▸ **To do**: Using the listing below, copy every line that mentions "React".

++++++++++++++++++++

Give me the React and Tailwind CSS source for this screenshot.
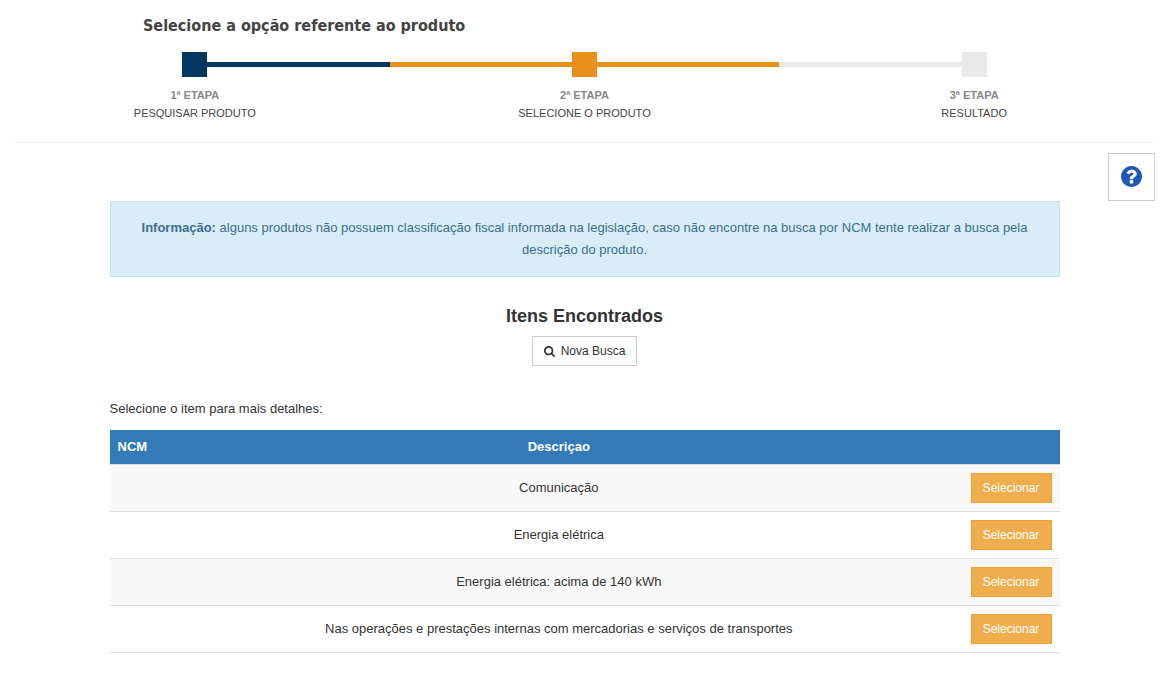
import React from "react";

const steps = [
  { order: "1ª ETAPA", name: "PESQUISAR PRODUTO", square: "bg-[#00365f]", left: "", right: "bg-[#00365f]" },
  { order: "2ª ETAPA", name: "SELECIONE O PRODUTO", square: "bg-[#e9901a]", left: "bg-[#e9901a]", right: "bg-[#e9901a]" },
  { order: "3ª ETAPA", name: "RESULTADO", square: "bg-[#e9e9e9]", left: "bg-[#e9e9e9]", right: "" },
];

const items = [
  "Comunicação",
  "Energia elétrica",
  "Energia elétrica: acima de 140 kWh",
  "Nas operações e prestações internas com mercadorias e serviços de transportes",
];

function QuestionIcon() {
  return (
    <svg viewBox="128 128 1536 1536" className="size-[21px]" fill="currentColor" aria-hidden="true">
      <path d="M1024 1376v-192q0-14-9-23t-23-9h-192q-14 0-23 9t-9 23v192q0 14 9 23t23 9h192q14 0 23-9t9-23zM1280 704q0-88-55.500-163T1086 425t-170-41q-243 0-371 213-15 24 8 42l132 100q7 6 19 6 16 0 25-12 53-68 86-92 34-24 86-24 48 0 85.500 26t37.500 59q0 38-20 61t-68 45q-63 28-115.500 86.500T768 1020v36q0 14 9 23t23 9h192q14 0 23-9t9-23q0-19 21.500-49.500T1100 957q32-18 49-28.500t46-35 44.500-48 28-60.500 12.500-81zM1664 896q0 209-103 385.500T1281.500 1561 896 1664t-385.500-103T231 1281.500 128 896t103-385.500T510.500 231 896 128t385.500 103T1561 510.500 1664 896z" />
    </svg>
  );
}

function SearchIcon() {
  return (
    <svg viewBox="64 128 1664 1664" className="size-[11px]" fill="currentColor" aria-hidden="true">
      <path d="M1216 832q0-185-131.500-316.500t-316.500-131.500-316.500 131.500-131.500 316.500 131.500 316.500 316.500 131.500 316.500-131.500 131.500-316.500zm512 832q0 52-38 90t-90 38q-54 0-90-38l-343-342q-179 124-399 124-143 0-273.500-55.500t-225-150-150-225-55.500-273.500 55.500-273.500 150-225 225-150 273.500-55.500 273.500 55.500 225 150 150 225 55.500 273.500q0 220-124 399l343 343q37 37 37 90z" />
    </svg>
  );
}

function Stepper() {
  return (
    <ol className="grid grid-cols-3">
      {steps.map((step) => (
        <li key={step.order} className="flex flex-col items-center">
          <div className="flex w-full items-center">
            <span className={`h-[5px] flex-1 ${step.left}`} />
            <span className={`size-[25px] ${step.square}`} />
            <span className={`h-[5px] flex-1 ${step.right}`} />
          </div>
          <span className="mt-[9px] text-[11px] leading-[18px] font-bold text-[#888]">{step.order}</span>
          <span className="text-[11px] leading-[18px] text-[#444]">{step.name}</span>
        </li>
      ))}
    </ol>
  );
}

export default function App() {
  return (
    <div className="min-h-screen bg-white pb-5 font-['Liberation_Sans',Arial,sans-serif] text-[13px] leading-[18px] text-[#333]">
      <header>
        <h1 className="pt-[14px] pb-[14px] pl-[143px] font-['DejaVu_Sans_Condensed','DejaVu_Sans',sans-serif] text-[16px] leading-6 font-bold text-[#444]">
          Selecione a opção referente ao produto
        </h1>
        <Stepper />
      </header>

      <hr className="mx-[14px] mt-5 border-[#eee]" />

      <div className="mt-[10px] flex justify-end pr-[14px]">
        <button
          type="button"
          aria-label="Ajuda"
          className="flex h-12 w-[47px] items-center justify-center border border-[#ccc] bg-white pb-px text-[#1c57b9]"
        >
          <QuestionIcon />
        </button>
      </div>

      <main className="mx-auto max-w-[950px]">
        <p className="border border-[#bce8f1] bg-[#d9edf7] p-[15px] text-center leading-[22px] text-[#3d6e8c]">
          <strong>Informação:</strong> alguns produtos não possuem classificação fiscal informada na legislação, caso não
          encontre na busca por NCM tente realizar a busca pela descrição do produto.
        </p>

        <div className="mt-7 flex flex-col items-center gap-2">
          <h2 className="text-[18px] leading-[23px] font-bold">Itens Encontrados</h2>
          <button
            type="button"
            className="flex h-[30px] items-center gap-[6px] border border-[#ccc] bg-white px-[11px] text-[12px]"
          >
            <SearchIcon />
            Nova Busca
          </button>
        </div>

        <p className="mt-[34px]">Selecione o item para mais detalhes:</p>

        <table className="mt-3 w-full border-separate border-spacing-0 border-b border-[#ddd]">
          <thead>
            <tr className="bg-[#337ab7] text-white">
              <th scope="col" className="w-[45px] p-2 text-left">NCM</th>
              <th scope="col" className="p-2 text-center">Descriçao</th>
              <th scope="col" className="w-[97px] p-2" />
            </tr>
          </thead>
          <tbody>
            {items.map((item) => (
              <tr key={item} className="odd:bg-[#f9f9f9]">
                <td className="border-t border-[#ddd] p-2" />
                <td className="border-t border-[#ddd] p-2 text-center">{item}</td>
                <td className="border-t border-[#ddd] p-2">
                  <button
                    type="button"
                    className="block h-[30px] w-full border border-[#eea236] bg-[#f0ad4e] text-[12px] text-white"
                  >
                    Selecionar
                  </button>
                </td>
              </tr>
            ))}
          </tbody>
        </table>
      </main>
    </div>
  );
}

++++++++++++++++++++

▸ **Answer**:
Give me the React and Tailwind CSS source for this screenshot.
import React from "react";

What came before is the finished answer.